Как-то поздним вечером меня, как заместителя прокурора Центрального района, вызвали, чтобы допросить фигуранта, явившегося с повинной и рассказывающего — ни много ни мало — о тройном убийстве.
Мы со следователем прибыли в управление милиции и увидели молодого человека лет около тридцати, весьма приятной наружности, по фамилии Аскольдов. Он нежным голосом повествовал, как в состоянии самообороны вынужден был убить своих соседей по квартире, мужа и жену. Он якобы застал соседа за избиением сына как раз в тот момент, когда восьмилетний мальчик от побоев испустил дух. Он вступился за мальчика, между ним и соседом завязалась драка, в ходе которой он нечаянно ударил соседа с большой силой головой об пол, тот скончался на месте; на помощь мужу выбежала соседка, почему-то с однозарядным пистолетом в виде авторучки (мы уж со следователем, боясь спугнуть признание, и не уточняли пока, откуда у рядовой гражданки оружие из шпионского арсенала); он стал бороться и с ней, выкручивая руку с оружием, и во время борьбы она непроизвольно выстрелила себе в голову. Оказавшись в квартире с тремя трупами, он решил избавиться от них и вывез за город, где закопал. Эти подробности Аскольдов перемежал с рассуждениями о творчестве Достоевского, в частности о фигуре Раскольникова, к которому питал особые чувства, и о националистической идее.
Оперативники по секрету мне сказали, что начался их разговор в другой тональности: задержанный рассказывал про умышленное убийство всех членов соседской семьи, после которого он стал хозяином в трехкомнатной сталинской квартире; и только к приезду следователя этот рассказ чудесным образом трансформировался в спасение ребенка и самооборону. Это нас не удивило: такое бывало часто, человеку свойственно приукрашивать свои поступки, особенно если речь идет об уголовной ответственности.
Меня лично удивило другое: молодцу было двадцать семь лет, он был высок, хорош собой, образован, но женат никогда не был, подруги (ни временной, ни постоянной) не имел, женских имен не упоминал, и, по словам знакомых, в его комнате полгода жил с ним вместе его дружок, ранее судимый за разбой.

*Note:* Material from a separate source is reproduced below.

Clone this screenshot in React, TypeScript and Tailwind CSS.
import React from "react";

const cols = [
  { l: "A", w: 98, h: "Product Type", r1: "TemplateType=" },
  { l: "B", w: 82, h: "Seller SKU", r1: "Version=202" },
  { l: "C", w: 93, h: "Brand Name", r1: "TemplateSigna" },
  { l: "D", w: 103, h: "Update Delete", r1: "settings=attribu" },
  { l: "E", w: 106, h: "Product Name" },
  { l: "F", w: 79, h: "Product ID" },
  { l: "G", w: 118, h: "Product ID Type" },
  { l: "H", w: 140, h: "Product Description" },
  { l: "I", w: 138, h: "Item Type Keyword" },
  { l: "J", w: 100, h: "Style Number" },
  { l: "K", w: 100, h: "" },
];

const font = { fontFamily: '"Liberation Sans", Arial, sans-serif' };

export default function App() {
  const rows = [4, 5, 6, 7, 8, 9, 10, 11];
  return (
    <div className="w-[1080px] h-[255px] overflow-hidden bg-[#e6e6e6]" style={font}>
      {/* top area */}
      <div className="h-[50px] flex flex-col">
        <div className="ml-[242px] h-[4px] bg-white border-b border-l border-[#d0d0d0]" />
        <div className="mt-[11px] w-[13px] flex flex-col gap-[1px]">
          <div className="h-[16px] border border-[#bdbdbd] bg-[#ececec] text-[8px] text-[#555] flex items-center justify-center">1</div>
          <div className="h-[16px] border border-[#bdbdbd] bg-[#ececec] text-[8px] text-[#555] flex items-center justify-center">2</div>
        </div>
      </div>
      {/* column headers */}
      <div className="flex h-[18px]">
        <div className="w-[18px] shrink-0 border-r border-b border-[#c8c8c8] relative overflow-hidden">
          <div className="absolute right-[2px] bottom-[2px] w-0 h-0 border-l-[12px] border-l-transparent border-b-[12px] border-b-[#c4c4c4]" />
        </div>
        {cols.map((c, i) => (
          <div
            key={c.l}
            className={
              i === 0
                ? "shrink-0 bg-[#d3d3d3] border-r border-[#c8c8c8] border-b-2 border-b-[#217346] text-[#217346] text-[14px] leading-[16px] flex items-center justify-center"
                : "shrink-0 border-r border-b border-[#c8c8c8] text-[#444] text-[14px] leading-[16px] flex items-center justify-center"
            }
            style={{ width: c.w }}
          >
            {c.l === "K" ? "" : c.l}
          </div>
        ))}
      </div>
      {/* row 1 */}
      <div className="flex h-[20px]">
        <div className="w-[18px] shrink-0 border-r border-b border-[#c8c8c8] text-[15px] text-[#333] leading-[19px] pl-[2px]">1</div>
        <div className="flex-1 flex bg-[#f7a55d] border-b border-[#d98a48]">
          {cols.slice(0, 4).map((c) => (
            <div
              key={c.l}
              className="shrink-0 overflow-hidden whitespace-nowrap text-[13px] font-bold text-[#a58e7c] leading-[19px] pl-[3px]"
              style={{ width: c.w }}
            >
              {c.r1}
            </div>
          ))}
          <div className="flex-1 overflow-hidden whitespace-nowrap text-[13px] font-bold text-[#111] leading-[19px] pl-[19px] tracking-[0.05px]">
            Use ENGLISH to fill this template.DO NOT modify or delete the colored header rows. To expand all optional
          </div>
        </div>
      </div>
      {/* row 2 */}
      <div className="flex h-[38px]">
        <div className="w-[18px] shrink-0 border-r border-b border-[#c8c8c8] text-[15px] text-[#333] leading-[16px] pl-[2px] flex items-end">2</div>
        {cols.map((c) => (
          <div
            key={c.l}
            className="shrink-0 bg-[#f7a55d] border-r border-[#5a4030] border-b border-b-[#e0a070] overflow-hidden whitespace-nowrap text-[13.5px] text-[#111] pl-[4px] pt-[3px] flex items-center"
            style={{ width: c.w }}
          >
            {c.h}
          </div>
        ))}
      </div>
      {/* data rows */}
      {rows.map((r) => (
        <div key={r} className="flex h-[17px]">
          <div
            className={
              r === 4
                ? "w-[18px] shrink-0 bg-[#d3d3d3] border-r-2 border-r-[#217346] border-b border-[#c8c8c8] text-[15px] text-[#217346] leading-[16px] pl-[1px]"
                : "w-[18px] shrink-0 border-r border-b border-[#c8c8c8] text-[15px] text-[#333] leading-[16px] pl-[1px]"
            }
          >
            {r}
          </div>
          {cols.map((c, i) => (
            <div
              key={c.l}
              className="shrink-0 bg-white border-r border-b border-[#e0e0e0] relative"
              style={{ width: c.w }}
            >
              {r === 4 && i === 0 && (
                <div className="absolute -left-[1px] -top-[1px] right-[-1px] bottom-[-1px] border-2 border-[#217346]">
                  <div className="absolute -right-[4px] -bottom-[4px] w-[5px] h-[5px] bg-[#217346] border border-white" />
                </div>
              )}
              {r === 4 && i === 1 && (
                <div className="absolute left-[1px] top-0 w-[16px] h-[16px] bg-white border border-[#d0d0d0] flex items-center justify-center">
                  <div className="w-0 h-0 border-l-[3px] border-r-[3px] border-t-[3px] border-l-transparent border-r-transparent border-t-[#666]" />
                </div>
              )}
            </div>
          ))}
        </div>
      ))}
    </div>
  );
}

Выйдя с оперативником в коридор, я поинтересовалась, все ли в порядке у задержанного с сексуальной ориентацией. Оказалось, что не все в порядке, ориентация нетрадиционная. Это обстоятельство мы со следователем держали в уме во время дальнейшей работы по делу.
Не выявив ни малейших признаков давления на подозреваемого со стороны милиции, мы арестовали Аскольдова. Следователь потратил несколько дней на то, чтобы убедить его показать нам место сокрытия трупов, и две недели на поездки вместе с Аскольдовым в область, где тот упорно водил за нос следственную группу: вроде здесь, а может, и в другом месте, а сегодня у меня нет настроения показывать, а вчера следователь косо на меня посмотрел, поэтому контакт нарушен и т. п. Следователь, несколько экспертов, понятые и конвой терпеливо ездили по области, дожидаясь, пока клиент соизволит показать захоронение, поскольку без трупов продолжение расследования представлялось проблематичным.